Federal court allows NYC custodians to challenge discriminatory consent decree
Washington, D.C. – In a case with important implications for consent decrees involving racial and gender preferences, a federal appeals court ruled on Friday that New York City school custodians be allowed to challenge preferential employment and hiring policies for female and minority custodians. The custodians will argue that the preferences, which are part of a consent decree, are unwarranted and result in discrimination against males and non-minorities, which violates both the Constitution’s equal protection clause and federal civil rights laws.
The case, Brennan v. New York City Board of Education, began with a lawsuit brought by the Clinton Justice Department, charging that the Board of Education’s practices and civil service exams had a discriminatory impact on recruitment, hiring, and promotion of female and minority custodians and custodian engineers. A settlement agreement resulted, in which the Board was to give women and minorities retroactive seniority, as well as preferences in promotions and test preparation.
Despite more than 300 objections, a federal district court accepted the agreement after denying a request by three white male custodians to intervene in the suit.
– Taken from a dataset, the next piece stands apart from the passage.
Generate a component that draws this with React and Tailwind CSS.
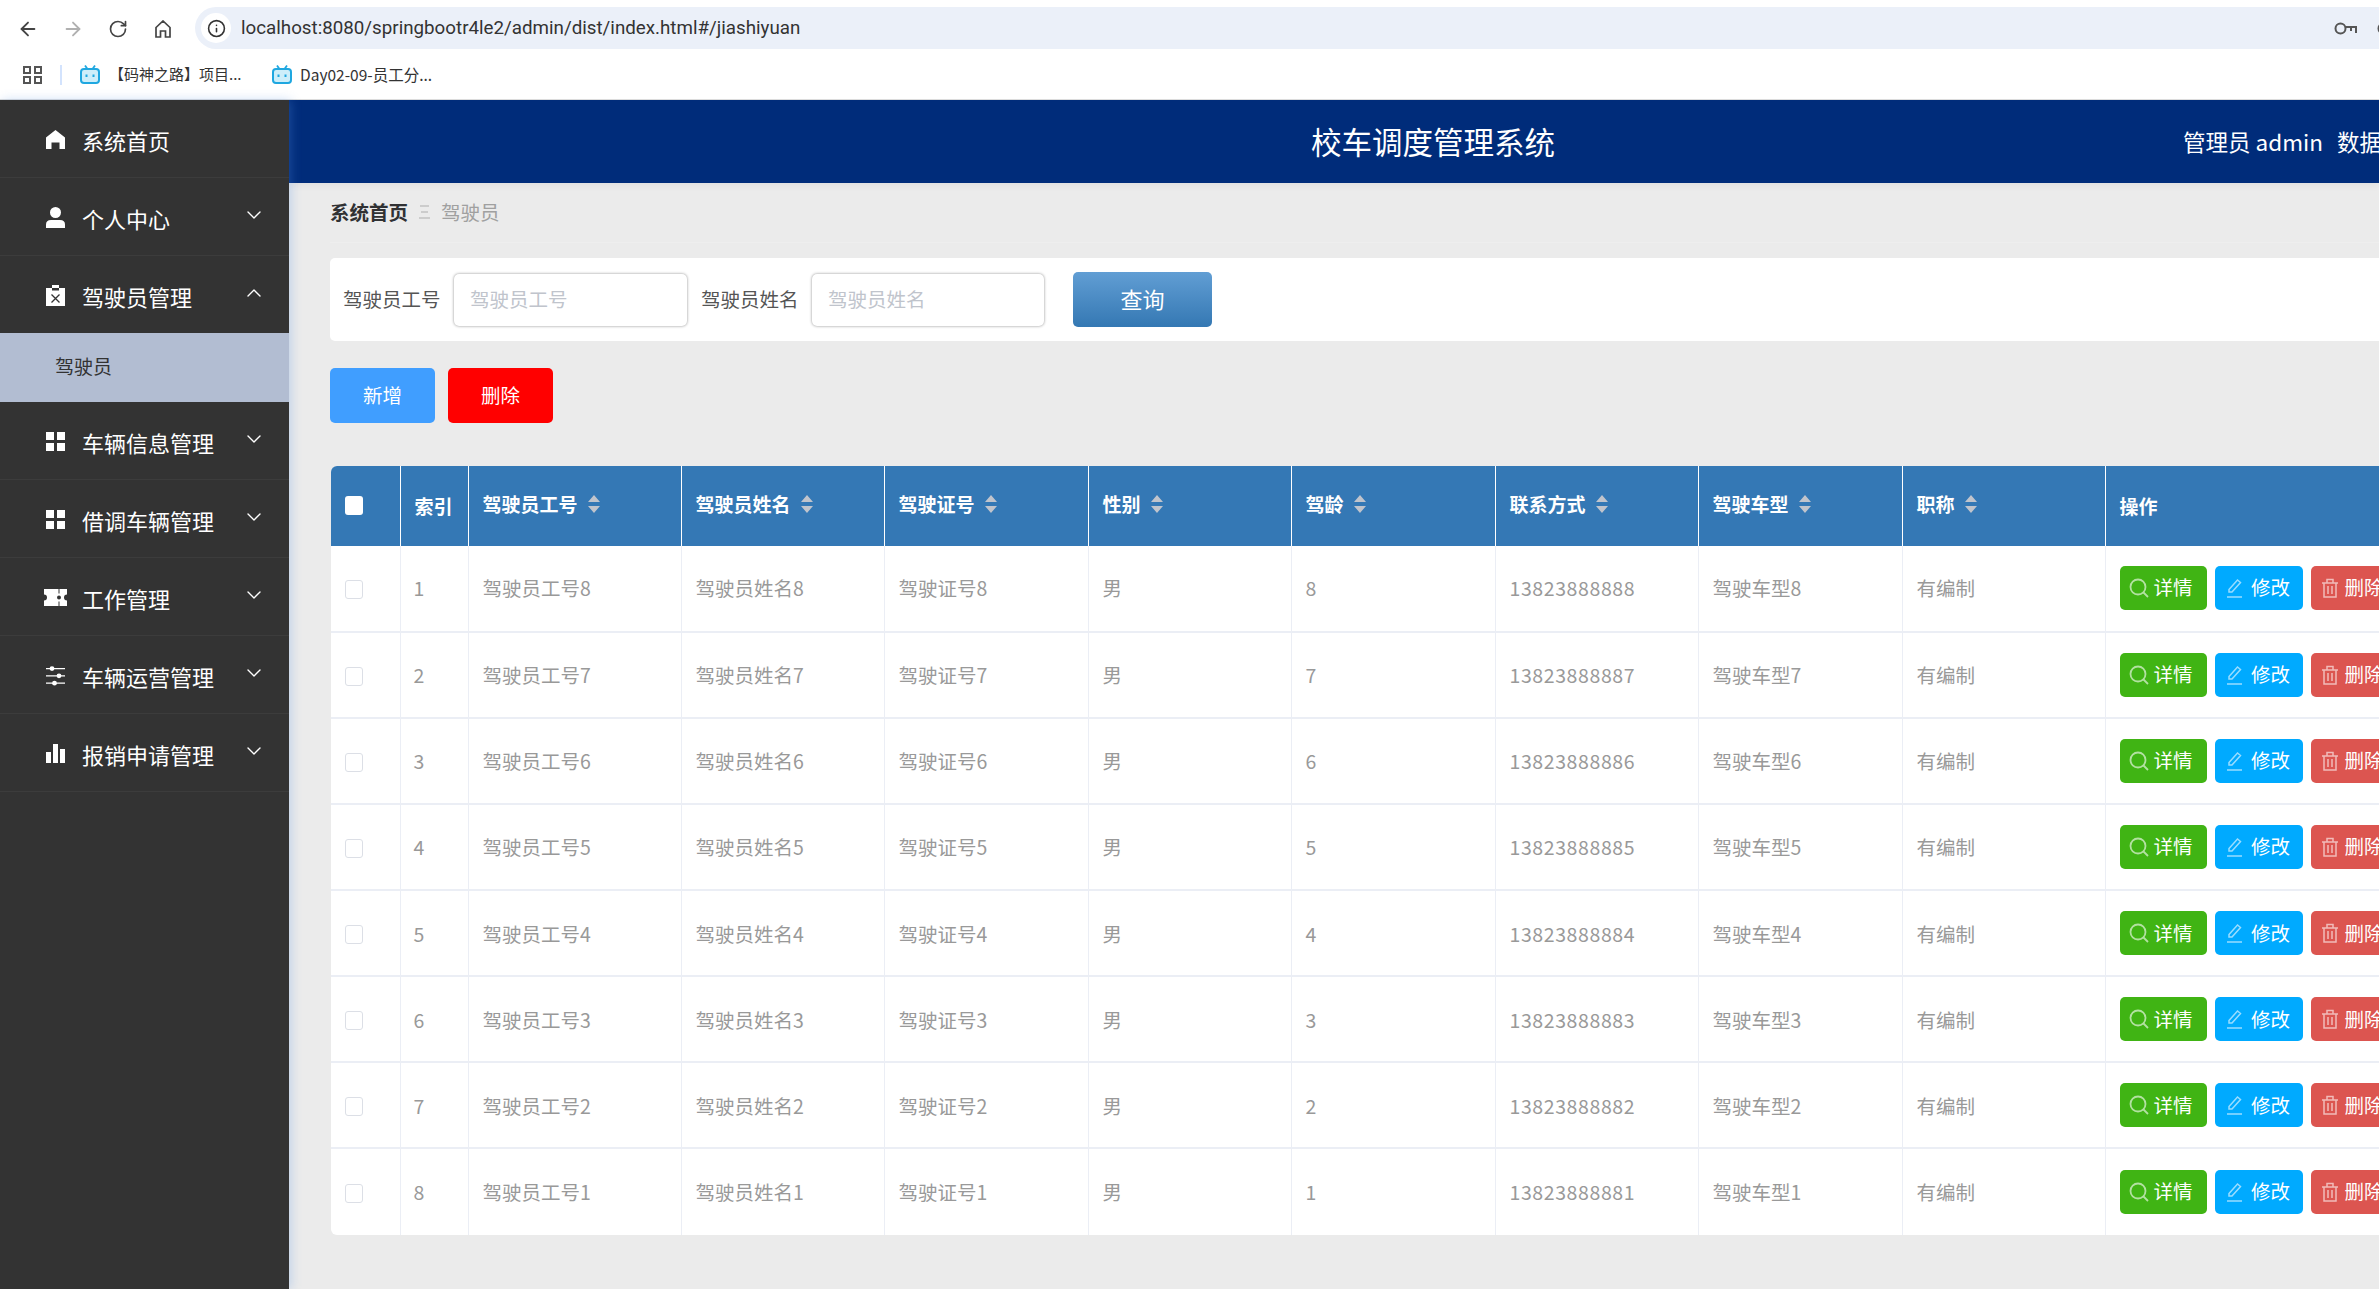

The three custodians, represented by the Center for Individual Rights (CIR), appealed to the U.S. Court of Appeals for the Second Circuit. On Friday, the Second Circuit reversed the denial of intervention, noting that “the entire burden of the settlement . . . is upon individuals like appellants.” The appeals court remanded the entire case back to the district court, ruling that the three custodians must be allowed “an opportunity for discovery and the presentation of evidence as a party to the action.”
On remand, the custodians will show that neither New York City nor the U.S. identified any specific discriminatory recruiting practices, nor alleged intentional discrimination of any kind. Instead, the allegations use factors such as poor minority performance on the exams and a lack of female job applicants as supposed evidence of discriminatory impact. Such factors alone provide no legal justification for discrimination, so the custodians will ask the court to rescind its consent decree and reject the preferences.
“Allowing this consent decree to stand would set a dangerous precedent,” explained Curt Levey, CIR’s Director of Legal & Public Affairs. “The government would be free to hand out racial and gender preferences anytime it feels like correcting a perceived disparity in test scores, workforce composition, or the job applicant pool.”